You Don’t Know Me is set in the fictional town of Castle Bigelow. It’s somewhere in Somerset, and old market town set among rolling fields, where the many of the young people take the local beauty for granted and can’t wait to escape to the big city, where they can fulfil their dreams.

Having set four books in London, where I’ve lived on and off since my twenties, I wanted to write about growing up somewhere that feels ‘ordinary’, to its restless local teens. I certainly felt some of that, spending some of my early years in a small town outside London, and then later at a boarding school slap bang in the middle of the Sussex countryside. It was beautiful. It was boring. I wanted to be where the action was.

I based Castle Bigelow and the surrounding area on several Somerset places, from Shepton Mallet, where my parents have lived for half my life, to nearby Wells, to Frome, where I regularly visit my publisher, Castle Cary, where the station is, and even Pilton, where the Glastonbury Festival takes place. They’re all places that I’m hugely fond of. We holiday in Cornwall and I got married there. I may live in South London now, but the West Country regularly draws me back. It can be hard to find jobs and housing, but it’s a thriving, creative centre, brilliant for writing, fashion, vintage clothes and great bands and I wanted to write about that too.

The Bigelow Festival in the book is based very slightly on Glastonbury which, as a local, I get to visit on the Sunday each year, but also on the many much smaller literary festivals I’ve been lucky enough to perform at. They’re usually in country towns and the setting is absolutely gorgeous. I’m in the strange position these days of living in London and travelling outside it to do the fun stuff. The bright lights are happening everywhere.

If you want to picture Castle Bigelow, I recommend watching Hot Fuzz, one of my family’s favourite films and a work of genius by Simon Pegg and Nick Frost. It’s filmed in Wells and is a love letter to the West Country, combined with a shoot-em-up comedy thriller. If you want to see the good citizens of Wells brandishing pistols and shotguns in the market square – and I think you probably do – then this is the film for you.

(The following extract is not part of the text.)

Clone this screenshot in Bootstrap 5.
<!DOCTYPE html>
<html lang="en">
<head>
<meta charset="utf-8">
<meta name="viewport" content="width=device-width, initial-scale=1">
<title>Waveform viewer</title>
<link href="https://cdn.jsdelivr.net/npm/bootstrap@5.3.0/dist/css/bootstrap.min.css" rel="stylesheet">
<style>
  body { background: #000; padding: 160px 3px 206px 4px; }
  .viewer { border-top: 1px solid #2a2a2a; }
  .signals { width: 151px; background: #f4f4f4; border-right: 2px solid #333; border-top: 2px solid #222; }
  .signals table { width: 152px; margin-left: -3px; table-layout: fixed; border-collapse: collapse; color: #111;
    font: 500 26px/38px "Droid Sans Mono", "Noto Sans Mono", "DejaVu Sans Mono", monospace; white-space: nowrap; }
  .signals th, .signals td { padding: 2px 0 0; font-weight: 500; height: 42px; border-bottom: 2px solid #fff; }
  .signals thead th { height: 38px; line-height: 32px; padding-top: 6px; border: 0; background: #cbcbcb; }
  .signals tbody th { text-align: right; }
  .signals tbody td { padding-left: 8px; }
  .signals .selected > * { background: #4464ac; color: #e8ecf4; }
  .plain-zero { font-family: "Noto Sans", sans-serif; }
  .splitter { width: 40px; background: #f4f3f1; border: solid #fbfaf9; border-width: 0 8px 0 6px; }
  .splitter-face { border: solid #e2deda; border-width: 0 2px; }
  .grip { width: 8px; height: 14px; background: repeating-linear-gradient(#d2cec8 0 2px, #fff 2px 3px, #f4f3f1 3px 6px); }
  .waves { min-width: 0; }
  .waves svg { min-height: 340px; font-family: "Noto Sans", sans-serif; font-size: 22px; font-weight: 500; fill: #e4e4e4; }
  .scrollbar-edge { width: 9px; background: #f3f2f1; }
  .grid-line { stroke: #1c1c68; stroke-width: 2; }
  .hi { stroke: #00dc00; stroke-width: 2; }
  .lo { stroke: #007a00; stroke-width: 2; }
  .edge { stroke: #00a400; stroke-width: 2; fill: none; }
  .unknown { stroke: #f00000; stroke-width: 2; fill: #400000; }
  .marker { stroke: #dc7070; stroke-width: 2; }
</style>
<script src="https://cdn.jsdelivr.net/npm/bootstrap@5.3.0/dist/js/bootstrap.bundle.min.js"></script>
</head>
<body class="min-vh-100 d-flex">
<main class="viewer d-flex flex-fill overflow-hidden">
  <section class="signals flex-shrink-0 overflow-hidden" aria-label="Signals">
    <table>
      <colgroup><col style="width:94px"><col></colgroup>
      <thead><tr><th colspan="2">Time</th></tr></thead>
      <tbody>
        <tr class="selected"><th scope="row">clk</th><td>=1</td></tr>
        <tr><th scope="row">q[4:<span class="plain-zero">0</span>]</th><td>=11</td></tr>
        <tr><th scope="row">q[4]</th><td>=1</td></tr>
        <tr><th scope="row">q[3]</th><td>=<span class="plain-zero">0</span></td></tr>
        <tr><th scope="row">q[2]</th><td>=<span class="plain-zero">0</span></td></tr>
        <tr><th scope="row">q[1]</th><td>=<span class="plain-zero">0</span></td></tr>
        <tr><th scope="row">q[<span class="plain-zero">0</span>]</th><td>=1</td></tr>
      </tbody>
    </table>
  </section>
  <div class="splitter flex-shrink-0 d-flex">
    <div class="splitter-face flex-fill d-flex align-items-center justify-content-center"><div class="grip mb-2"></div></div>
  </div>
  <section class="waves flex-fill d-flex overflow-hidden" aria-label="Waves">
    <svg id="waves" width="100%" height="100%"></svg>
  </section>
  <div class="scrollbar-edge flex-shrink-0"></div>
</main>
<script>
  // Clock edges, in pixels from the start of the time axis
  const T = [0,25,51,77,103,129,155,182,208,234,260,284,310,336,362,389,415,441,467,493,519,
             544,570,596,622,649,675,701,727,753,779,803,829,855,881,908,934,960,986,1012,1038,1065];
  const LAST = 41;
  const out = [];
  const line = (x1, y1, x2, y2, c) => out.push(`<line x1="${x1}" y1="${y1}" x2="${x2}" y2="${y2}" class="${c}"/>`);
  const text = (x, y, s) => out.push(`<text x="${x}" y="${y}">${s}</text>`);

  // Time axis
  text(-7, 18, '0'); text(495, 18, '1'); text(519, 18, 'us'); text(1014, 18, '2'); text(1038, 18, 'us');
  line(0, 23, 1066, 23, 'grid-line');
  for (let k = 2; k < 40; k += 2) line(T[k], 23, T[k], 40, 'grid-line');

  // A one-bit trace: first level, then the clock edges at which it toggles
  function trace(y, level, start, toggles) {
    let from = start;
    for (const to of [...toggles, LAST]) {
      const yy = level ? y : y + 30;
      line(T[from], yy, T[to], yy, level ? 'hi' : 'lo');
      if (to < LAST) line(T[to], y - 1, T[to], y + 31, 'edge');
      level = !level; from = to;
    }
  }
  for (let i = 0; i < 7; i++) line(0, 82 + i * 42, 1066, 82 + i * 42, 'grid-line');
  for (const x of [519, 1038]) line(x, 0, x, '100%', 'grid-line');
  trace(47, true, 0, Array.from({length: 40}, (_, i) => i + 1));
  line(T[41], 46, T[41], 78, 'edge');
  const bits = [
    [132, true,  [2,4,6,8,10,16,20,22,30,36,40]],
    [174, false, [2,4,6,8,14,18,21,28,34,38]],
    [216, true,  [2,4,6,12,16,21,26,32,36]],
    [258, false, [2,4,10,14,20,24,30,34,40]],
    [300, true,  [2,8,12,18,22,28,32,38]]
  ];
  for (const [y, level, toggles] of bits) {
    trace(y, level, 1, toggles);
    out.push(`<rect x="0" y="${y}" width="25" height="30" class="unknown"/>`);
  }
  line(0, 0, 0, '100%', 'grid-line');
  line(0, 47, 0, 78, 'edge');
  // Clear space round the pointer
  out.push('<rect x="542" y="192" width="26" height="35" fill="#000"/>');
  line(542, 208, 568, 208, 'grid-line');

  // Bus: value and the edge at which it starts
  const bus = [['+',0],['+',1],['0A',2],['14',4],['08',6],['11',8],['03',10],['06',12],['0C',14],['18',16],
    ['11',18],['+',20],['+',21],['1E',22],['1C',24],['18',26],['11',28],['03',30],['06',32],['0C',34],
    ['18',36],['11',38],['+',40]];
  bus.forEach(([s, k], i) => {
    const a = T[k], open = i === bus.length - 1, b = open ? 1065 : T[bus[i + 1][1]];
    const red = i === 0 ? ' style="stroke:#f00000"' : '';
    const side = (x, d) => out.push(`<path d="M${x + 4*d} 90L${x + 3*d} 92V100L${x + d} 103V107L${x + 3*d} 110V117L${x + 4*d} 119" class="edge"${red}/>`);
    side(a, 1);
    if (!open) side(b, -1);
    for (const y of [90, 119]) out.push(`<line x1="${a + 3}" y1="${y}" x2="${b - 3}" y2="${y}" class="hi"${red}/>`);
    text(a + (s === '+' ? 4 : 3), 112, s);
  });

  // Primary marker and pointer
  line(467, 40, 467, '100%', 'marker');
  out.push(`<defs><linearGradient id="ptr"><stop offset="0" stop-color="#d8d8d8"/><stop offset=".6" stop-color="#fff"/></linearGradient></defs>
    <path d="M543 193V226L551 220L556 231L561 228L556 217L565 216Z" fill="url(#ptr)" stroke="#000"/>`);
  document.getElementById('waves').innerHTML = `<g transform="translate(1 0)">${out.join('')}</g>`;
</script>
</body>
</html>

In You Don’t Know Me, Sasha pictures herself joining a band and writing songs on the beach in Malibu. But if she became very, very successful, I know what she’d do. She’d invest her money in a beautiful house set in the rolling fields around Castle Bigelow, like another character in the book. She’d find herself surrounded by other creative people, as well as the landscape that’s always inspired her, and realise that in her heart, she was lucky to be able to call this place home.